Entre les entrelacs des fines cordelettes de kraft coloré, nous nous enroulons, nous nous laissons tresser, au fil de cette énergie libérée ou retenue par la torsion des fibres. Dans cet enchevêtrement plaisant, nous nous amusons à nouer et dénouer les liens et traçons notre chemin jusqu’à l’extrémité des torons (plusieurs fils tendus ensemble) pour finir dans le réceptacle des feuilles de ginkgo qui se balancent en liberté au moindre souffle.

 

Patak Apart II – Ø 70 cm –1990

 

Patak 1 Revolutionnaire– Kraft tressé – Ø 120 cm.

 

Nous passons d’une roue à l’autre, rebondissons d’une étoile au soleil, guidés par les doigts d’Odon, qui, en répétant à l’infini un même geste sait créer une magie des lignes, une alchimie des couleurs par des combinaisons multiples, inépuisables, complexes, démultipliées à l’infini vers une fin ou un recommencement.
Quelle impression étrange !
Obsédés à notre tour par l’obsession de l’œuvre n’allons-nous pas devenir prisonniers de ces toiles tendues par l’artiste comme aurait pu le faire une araignée ? A quelle sauce va-t-il nous manger ? Odon semble tresser le temps, de peur qu’il ne se sauve et nous nous sentons attirés dans son infini vertige. Va-t-il nous piéger, par le simple regard que nous portons sur autant de mouvements concentriques et divergents qu’il nous offre ? Ils vont de la dispersion au recentrage comme un jeu. C’est une gravitation dans un désordre ordonné, où des roues et rouages de toutes configurations communiquent dans le vacarme de leurs folies.

Patience de Patak – juin 1991 (détail)

Le pari de Patak – Kraft peint et tressé – 1991 (détail)

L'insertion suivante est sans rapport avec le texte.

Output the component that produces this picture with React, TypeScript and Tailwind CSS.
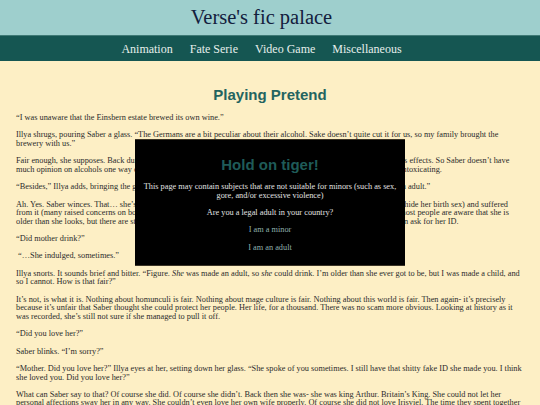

Nous comprenons enfin que nous n’avons rien à craindre de ce monde de mandalas, univers de papier, création du roi Patak II, comme se plait à se nommer l’auteur de ces œuvres.
Contrairement à l’araignée tissant sa toile, il règne sur ses spirales et retient ses visiteurs un simple instant avant de les conduire à la croisée des chemins et de leur ouvrir de nouveaux espaces. Souverain aux mille cordelettes, ce vannier du papier, ce tisserand du temps qui passe, vient certainement d’une civilisation future !
Tel Pénélope, il vous attend.
Si vous le rencontrez, dites lui que nous avons aimé croiser son chemin, tourbillonner dans ses volutes cosmiques, sauter à cloche pied sur ses infinis damiers poétiques et plonger dans ses attrapes rêves.